Bien qu’un bilan sanguin de routine ne soit aujourd’hui généralement pas justifié dans le cadre du dépistage préopératoire, il peut cependant être indiqué pour un animal âgé susceptible de présenter des maladies subcliniques 15,16 (Figure 1). Même si l’animal est en bonne santé, l’âge est responsable de différences hématologiques et biochimiques et les résultats seront donc comparés à des valeurs de référence formulées pour les animaux âgés si elles sont disponibles. Sinon, l’âge sera pris en compte au moment d’interpréter les résultats. Un individu âgé en bonne santé peut par exemple présenter une diminution de l’hématocrite, du volume corpusculaire moyen et de la concentration en fer sérique, ainsi qu’une augmentation de la numération plaquettaire.
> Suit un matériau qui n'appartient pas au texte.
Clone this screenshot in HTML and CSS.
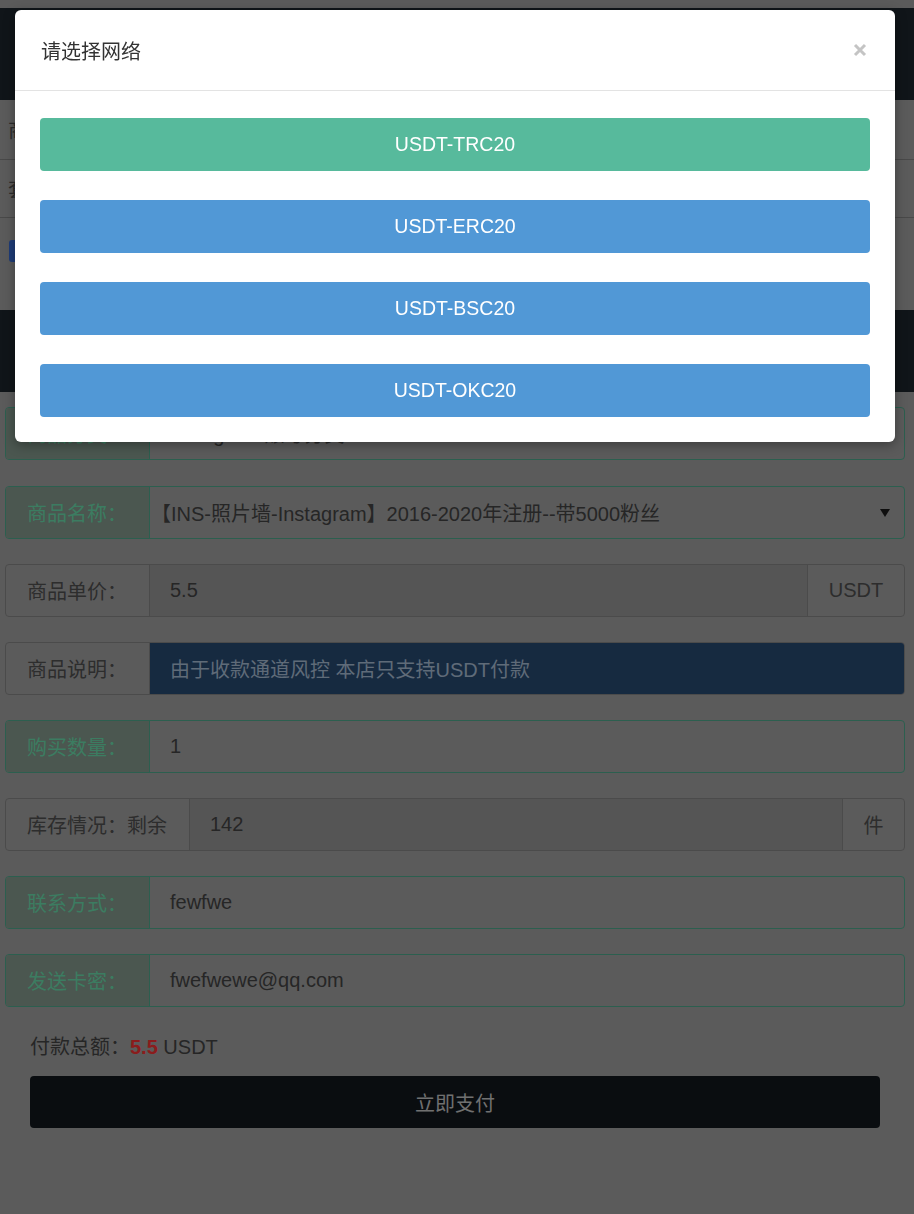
FILE: index.html
```html
<!DOCTYPE html>
<html>
<head>
    <meta charset="UTF-8">
    <meta name="viewport" content="width=device-width, initial-scale=1.0">
    <title>USDT 支付</title>
    <link rel="stylesheet" href="styles.css">
</head>
<body>

    <div class="page">
        <div class="topbar"></div>

        <div class="info-list">
            <div class="info-row first">商品分类</div>
            <div class="info-row">套餐选择</div>
            <div class="info-row pay-row"><span class="pay-tag"></span></div>
        </div>

        <div class="banner"></div>

        <form class="order-form">
            <div class="field green">
                <div class="field-label">商品分类：</div>
                <div class="field-input">Instagram 账号分类</div>
            </div>
            <div class="field green">
                <div class="field-label">商品名称：</div>
                <div class="field-input select">【INS-照片墙-Instagram】2016-2020年注册--带5000粉丝<span class="caret"></span></div>
            </div>
            <div class="field">
                <div class="field-label">商品单价：</div>
                <div class="field-input readonly">5.5</div>
                <div class="field-addon usdt">USDT</div>
            </div>
            <div class="field">
                <div class="field-label">商品说明：</div>
                <div class="field-input notice">由于收款通道风控 本店只支持USDT付款</div>
            </div>
            <div class="field green">
                <div class="field-label">购买数量：</div>
                <div class="field-input">1</div>
            </div>
            <div class="field">
                <div class="field-label wide">库存情况：剩余</div>
                <div class="field-input readonly">142</div>
                <div class="field-addon unit">件</div>
            </div>
            <div class="field green">
                <div class="field-label">联系方式：</div>
                <div class="field-input">fewfwe</div>
            </div>
            <div class="field green">
                <div class="field-label">发送卡密：</div>
                <div class="field-input">fwefwewe@qq.com</div>
            </div>

            <div class="total">付款总额：<b class="price">5.5</b> USDT</div>
            <button type="button" class="pay-button">立即支付</button>
        </form>
    </div>

    <div class="shade"></div>

    <div class="modal">
        <div class="modal-header">
            <span class="modal-title">请选择网络</span>
            <svg class="modal-close" width="14" height="14" viewBox="0 0 14 14">
                <path d="M2 2 L12 12 M12 2 L2 12" stroke="#c4c4c4" stroke-width="3"/>
            </svg>
        </div>
        <div class="modal-body">
            <button class="net-button trc">USDT-TRC20</button>
            <button class="net-button">USDT-ERC20</button>
            <button class="net-button">USDT-BSC20</button>
            <button class="net-button">USDT-OKC20</button>
        </div>
    </div>

</body>
</html>
```

FILE: styles.css
```css
body {
    margin: 0;
    font-family: "Liberation Sans", "Noto Sans CJK SC", sans-serif;
    background-color: #989898;
    color: #404040;
}
.page {
    padding-top: 8px;
    min-height: 1206px;
}
.topbar {
    height: 92px;
    background-color: #1c232a;
}
.info-row {
    height: 57px;
    border-bottom: 1px solid #7b7b7b;
    padding-left: 8px;
    display: flex;
    align-items: center;
    font-size: 20px;
    color: #4b4b4b;
}
.info-row.first {
    height: 59px;
}
.info-row.pay-row {
    height: 92px;
    border-bottom: none;
    align-items: flex-start;
    padding-top: 22px;
    padding-left: 9px;
    box-sizing: border-box;
}
.pay-tag {
    display: inline-block;
    width: 40px;
    height: 22px;
    border-radius: 3px;
    background-color: #3264c8;
}
.banner {
    height: 82px;
    background-color: #1c232a;
}
.order-form {
    padding: 15px 9px 0 5px;
}
.field {
    display: flex;
    height: 53px;
    box-sizing: border-box;
    border: 1px solid #7d7d7d;
    border-radius: 4px;
    margin-bottom: 25px;
    font-size: 20px;
    overflow: hidden;
}
.field:first-child {
    margin-bottom: 26px;
}
.field-label {
    width: 144px;
    flex-shrink: 0;
    border-right: 1px solid #7d7d7d;
    padding-left: 21px;
    box-sizing: border-box;
    display: flex;
    align-items: center;
    color: #4b4b4b;
}
.field-label.wide {
    width: 184px;
}
.field-input {
    flex: 1;
    display: flex;
    align-items: center;
    padding-left: 20px;
    color: #404040;
}
.field-input.select {
    padding-left: 1px;
    padding-right: 14px;
    justify-content: space-between;
}
.caret {
    width: 0;
    height: 0;
    border-left: 5px solid transparent;
    border-right: 5px solid transparent;
    border-top: 8px solid #1a1a1a;
}
.field-input.readonly {
    background-color: #8e8e8e;
}
.field-input.notice {
    background-color: #26466b;
    color: #9eb2c8;
}
.field-addon {
    flex-shrink: 0;
    border-left: 1px solid #7d7d7d;
    display: flex;
    align-items: center;
    justify-content: center;
    color: #4b4b4b;
}
.field-addon.usdt {
    width: 96px;
}
.field-addon.unit {
    width: 61px;
}
.field.green {
    border-color: #4a9e84;
}
.field.green .field-label {
    border-right-color: #4a9e84;
    background-color: #7d9185;
    color: #64cfa2;
}
.total {
    padding-left: 25px;
    height: 30px;
    line-height: 30px;
    font-size: 20px;
    color: #404040;
}
.price {
    color: #e82f2f;
}
.pay-button {
    display: block;
    margin: 14px 0 0 25px;
    width: 850px;
    height: 52px;
    border: none;
    border-radius: 4px;
    background-color: #12171c;
    color: #bbbbbb;
    font-family: "Liberation Sans", "Noto Sans CJK SC", sans-serif;
    font-size: 20px;
}
.shade {
    position: fixed;
    top: 0;
    left: 0;
    right: 0;
    bottom: 0;
    background-color: rgba(0, 0, 0, 0.4);
}
.modal {
    position: absolute;
    top: 10px;
    left: 15px;
    width: 880px;
    background-color: #fff;
    border-radius: 6px;
    box-shadow: 0 3px 12px rgba(0, 0, 0, 0.35);
}
.modal-header {
    height: 80px;
    border-bottom: 1px solid #e3e3e3;
    display: flex;
    align-items: center;
    justify-content: space-between;
    padding: 0 28px 0 26px;
}
.modal-title {
    font-size: 20px;
    color: #333;
}
.modal-body {
    padding: 27px 25px 25px;
}
.net-button {
    display: block;
    width: 100%;
    height: 53px;
    margin-bottom: 29px;
    border: none;
    border-radius: 4px;
    background-color: #5198d6;
    color: #fff;
    font-family: "Liberation Sans", "Noto Sans CJK SC", sans-serif;
    font-size: 19.5px;
}
.net-button:last-child {
    margin-bottom: 0;
}
.net-button.trc {
    background-color: #57ba9c;
}
```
Sur le plan biochimique, les protéines totales, les globulines et l’urée peuvent être augmentées tandis que l’albumine est souvent diminuée 8. Bien que l’activité enzymatique hépatique soit souvent stable ou légèrement augmentée, la possibilité d’un dysfonctionnement hépatique (comme indiqué ci-dessus) demeure. En cas d’hypoglycémie, d’hypoalbuminémie ou d’hypocholestérolémie, des examens complémentaires seront justifiés, comme un test de stimulation des acides biliaires et des tests de coagulation, incluant le temps de prothrombine et le temps de céphaline activée.